Oil on a wooden panel in very good condition. Old crack restored.
Signed Wild lower left.
With the frame 42x48 cm
This painting depicts a typically orientalist scene, with a man in Ottoman attire wearing a chechia and riding a dromedary, accompanied by a black servant. The main character wears a rich embroidered outfit and holds a chibouk, a long traditional pipe. He points a direction to his servant in charge of making the dromedary walk.
The fact that he is on a dromedary points us directly to North Africa, since this animal is not found in Turkey or the Balkans. The scene takes place in Algeria, Tunisia or Egypt, territories that were under Ottoman domination at the time.

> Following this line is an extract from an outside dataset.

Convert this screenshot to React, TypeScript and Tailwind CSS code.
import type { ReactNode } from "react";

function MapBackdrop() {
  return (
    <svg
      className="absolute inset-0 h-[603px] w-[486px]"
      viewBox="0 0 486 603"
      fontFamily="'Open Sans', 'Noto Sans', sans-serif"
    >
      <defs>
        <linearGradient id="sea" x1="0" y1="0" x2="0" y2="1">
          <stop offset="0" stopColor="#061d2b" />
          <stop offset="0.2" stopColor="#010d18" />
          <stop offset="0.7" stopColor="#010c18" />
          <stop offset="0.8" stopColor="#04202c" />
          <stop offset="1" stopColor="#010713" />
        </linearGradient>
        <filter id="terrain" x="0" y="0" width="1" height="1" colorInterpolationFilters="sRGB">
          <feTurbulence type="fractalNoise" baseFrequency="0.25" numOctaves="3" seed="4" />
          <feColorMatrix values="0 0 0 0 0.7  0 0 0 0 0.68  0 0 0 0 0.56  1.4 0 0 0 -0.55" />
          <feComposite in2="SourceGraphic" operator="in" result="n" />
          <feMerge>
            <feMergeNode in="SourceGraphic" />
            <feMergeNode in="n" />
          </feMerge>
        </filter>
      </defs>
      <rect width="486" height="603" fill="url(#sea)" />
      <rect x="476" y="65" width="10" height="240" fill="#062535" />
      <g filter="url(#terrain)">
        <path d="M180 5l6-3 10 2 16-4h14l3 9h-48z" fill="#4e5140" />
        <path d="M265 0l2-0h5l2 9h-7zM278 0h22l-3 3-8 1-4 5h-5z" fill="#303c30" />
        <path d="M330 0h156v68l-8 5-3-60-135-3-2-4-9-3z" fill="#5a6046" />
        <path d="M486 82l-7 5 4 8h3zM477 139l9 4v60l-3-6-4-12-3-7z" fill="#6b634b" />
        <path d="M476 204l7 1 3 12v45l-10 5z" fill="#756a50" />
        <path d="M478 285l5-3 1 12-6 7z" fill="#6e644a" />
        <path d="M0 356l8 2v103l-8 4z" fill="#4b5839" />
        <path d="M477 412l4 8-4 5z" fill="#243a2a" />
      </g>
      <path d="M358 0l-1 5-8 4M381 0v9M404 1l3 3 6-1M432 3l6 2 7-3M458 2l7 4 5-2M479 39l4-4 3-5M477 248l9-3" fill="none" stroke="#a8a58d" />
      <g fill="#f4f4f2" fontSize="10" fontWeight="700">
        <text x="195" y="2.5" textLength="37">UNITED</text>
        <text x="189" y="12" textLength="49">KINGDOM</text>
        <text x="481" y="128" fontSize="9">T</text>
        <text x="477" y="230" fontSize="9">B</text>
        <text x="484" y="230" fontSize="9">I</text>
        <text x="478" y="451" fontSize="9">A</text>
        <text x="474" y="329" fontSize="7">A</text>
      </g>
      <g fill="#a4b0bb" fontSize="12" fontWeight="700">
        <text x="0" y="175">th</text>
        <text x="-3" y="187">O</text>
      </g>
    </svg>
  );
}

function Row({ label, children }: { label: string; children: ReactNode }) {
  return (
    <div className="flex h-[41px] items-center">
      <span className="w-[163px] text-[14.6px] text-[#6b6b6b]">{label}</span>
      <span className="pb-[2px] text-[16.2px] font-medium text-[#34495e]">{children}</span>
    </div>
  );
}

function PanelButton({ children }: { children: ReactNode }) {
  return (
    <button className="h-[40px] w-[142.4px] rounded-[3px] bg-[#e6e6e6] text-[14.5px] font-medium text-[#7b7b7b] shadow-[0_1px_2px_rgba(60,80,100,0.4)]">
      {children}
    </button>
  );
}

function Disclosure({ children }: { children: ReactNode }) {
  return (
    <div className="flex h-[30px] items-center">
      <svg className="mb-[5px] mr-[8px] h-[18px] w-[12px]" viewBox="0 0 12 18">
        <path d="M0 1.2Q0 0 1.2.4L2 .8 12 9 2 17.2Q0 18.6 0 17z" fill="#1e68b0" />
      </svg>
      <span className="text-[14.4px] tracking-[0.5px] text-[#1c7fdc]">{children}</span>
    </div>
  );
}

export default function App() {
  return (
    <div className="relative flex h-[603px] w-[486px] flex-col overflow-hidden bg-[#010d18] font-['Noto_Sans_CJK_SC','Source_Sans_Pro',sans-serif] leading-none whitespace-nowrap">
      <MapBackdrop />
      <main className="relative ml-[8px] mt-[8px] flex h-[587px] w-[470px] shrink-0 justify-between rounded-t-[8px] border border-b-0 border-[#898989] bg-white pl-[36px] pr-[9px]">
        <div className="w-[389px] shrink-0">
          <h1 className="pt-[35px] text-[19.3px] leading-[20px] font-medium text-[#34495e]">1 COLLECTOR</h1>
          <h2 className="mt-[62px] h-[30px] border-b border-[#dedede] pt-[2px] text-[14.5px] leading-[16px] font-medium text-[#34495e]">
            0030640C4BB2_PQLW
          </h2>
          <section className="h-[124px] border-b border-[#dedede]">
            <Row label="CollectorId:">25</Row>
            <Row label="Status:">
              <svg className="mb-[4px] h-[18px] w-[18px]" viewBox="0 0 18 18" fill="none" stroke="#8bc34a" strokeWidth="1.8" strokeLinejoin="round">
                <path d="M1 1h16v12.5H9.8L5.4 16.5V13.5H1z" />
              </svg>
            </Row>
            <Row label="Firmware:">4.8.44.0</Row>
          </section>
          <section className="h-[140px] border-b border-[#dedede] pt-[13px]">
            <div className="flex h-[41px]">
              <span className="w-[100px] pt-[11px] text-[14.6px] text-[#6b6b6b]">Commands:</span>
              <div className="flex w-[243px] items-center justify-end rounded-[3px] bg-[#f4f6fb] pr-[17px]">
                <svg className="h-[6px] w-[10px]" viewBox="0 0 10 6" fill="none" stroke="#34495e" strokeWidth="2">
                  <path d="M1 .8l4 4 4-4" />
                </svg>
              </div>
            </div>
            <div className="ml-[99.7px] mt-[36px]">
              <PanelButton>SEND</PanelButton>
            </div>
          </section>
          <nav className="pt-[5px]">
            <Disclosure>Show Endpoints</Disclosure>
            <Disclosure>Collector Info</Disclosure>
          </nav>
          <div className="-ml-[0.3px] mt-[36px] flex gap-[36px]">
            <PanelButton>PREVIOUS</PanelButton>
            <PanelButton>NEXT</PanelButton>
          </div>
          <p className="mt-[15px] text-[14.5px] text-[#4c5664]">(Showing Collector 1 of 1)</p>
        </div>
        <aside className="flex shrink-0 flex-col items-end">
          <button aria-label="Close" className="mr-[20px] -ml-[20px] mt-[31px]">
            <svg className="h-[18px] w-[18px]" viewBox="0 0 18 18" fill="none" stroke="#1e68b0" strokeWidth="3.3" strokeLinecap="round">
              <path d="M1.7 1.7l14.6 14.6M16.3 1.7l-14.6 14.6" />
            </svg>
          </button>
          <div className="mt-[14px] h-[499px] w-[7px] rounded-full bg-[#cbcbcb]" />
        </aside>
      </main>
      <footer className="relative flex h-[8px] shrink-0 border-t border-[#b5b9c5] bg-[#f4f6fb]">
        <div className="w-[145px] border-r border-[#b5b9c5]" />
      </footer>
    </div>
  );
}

Another important detail is the presence of the black servant, who was common in these regions, particularly in Algeria and Egypt, where black servants and guards often accompanied the notables.
The painting is signed: “Wyld”, which seems to correspond to William Wyld (1806-1889), a British painter who traveled to Algeria in 1833. He painted a lot of the Maghreb and especially Algeria. If we compare the style of the English painter and the style of this painting, we are led to think that it is a painter who bore the same name and who was also an orientalist.
Everything therefore suggests that this painting represents a scene in Algeria under Ottoman domination, probably after the French conquest of 1830. It reflects well the vision that European painters had of the oriental world at the time, with a touch of exoticism and admiration for this culture.